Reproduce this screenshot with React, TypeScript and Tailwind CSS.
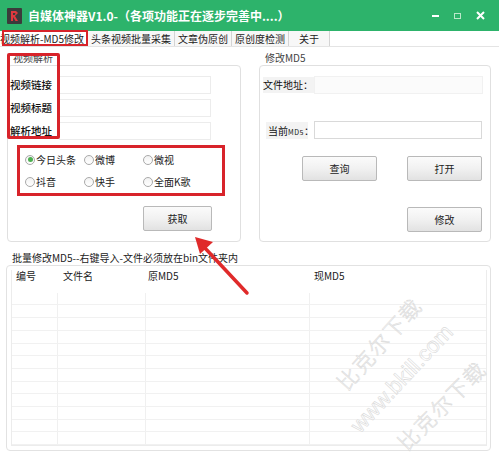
==
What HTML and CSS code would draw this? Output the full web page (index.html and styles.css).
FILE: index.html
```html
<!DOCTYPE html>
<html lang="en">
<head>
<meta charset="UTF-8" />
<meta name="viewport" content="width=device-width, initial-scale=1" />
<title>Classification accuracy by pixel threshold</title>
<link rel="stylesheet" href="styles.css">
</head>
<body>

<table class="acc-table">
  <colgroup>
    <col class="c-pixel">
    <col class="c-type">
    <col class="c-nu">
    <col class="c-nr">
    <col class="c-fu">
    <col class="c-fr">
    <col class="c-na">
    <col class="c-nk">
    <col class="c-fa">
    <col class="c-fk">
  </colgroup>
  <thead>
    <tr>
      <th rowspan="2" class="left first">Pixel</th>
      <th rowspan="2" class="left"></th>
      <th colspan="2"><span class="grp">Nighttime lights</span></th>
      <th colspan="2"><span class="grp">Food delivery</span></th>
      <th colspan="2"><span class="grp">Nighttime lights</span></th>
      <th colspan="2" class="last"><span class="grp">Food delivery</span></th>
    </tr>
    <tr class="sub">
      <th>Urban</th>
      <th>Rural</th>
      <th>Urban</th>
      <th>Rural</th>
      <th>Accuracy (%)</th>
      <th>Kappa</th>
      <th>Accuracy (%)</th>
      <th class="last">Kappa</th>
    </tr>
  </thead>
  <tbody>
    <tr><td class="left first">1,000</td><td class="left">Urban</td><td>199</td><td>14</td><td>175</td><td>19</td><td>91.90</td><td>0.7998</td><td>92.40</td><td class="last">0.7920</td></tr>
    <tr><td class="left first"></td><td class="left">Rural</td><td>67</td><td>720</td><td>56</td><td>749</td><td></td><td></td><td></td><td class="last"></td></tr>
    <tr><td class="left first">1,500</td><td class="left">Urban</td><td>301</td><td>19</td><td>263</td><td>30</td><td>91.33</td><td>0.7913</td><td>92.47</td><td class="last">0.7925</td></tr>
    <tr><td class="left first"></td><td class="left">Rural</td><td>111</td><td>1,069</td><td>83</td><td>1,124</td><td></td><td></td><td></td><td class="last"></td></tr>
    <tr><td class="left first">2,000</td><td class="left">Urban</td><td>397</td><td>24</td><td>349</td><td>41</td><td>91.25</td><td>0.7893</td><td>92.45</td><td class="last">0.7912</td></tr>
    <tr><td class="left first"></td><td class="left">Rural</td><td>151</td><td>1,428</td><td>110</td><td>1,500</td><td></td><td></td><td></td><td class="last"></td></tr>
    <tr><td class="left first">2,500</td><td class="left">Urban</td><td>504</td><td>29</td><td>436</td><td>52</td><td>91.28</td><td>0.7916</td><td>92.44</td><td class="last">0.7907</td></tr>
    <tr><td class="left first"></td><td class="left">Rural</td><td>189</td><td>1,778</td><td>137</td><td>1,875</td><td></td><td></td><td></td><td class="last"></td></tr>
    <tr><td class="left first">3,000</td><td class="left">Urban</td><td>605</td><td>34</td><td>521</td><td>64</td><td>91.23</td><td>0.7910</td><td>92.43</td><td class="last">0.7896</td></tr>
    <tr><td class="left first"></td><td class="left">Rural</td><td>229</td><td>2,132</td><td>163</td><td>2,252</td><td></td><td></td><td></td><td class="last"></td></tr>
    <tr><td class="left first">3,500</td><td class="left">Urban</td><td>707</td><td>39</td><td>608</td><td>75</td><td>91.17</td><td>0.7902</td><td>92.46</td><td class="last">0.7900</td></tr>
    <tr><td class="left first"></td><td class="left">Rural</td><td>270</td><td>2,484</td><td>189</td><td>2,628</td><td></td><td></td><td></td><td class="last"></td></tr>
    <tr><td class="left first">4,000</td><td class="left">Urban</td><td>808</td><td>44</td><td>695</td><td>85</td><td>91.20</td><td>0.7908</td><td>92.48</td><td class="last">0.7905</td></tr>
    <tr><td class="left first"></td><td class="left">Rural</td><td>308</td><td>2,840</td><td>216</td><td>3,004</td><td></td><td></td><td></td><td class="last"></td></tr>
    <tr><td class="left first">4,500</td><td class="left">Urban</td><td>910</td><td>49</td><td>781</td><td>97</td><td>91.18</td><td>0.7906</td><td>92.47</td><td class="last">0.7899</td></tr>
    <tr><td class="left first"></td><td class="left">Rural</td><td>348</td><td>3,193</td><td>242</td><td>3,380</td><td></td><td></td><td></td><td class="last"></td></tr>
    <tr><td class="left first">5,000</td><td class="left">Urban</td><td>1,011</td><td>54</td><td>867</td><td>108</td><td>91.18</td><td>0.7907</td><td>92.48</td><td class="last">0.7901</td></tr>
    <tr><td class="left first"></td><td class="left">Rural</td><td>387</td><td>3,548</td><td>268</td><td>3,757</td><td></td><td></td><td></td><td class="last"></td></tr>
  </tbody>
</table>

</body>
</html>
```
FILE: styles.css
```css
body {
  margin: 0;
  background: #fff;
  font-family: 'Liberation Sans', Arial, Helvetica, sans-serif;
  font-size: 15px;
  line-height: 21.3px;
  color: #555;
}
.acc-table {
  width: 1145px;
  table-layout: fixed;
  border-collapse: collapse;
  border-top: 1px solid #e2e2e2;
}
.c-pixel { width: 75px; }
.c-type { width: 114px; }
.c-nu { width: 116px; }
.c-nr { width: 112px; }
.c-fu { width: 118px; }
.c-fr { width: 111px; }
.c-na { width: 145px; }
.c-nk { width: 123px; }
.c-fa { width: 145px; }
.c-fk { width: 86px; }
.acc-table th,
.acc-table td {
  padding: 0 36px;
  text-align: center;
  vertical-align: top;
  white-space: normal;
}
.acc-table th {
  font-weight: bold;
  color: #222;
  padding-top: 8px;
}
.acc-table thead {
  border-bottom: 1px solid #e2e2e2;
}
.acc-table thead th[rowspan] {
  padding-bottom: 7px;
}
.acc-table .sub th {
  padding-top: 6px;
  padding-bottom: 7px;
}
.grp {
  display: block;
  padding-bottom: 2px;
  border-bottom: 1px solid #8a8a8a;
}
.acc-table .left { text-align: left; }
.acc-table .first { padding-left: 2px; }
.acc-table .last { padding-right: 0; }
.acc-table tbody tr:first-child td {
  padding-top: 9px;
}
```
==
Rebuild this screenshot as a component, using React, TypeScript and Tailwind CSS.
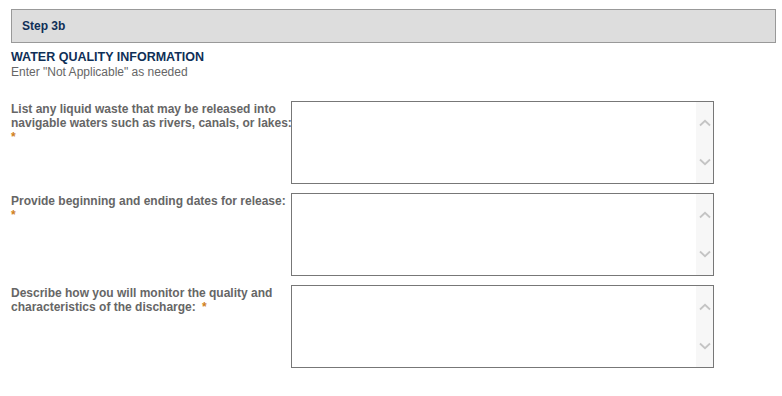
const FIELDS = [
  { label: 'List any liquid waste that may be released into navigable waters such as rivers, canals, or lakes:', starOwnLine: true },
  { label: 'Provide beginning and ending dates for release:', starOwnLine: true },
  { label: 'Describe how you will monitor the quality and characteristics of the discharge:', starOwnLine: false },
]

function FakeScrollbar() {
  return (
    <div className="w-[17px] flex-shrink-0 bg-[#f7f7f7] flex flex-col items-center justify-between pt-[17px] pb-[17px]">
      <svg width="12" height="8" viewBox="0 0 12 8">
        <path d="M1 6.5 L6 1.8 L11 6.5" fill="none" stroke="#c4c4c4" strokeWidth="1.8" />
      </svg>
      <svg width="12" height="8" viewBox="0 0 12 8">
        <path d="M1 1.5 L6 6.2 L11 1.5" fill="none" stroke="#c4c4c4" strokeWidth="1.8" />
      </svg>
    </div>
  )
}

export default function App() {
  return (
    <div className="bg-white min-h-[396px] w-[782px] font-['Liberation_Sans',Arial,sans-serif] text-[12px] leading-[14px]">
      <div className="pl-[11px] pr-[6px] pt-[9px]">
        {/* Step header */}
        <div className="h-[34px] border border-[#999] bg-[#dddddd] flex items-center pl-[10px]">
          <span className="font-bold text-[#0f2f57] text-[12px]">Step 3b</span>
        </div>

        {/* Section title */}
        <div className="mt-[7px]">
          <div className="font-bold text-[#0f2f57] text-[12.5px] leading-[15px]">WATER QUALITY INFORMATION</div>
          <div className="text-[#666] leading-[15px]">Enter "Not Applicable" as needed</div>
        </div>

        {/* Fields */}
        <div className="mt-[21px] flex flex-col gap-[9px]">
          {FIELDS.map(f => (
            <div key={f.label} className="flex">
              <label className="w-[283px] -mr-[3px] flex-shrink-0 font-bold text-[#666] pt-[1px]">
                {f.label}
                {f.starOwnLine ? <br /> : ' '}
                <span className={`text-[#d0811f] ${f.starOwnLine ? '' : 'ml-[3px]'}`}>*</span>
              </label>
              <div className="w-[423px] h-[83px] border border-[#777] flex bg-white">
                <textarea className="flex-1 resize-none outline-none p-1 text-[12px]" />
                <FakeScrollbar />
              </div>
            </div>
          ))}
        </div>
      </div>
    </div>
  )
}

◆ TASK DIRECTIONS
Using the listing above, pick out each line that contains the word "screenshot", then copy it.

◆ THE SOLUTION
Reproduce this screenshot with React, TypeScript and Tailwind CSS.
Rebuild this screenshot as a component, using React, TypeScript and Tailwind CSS.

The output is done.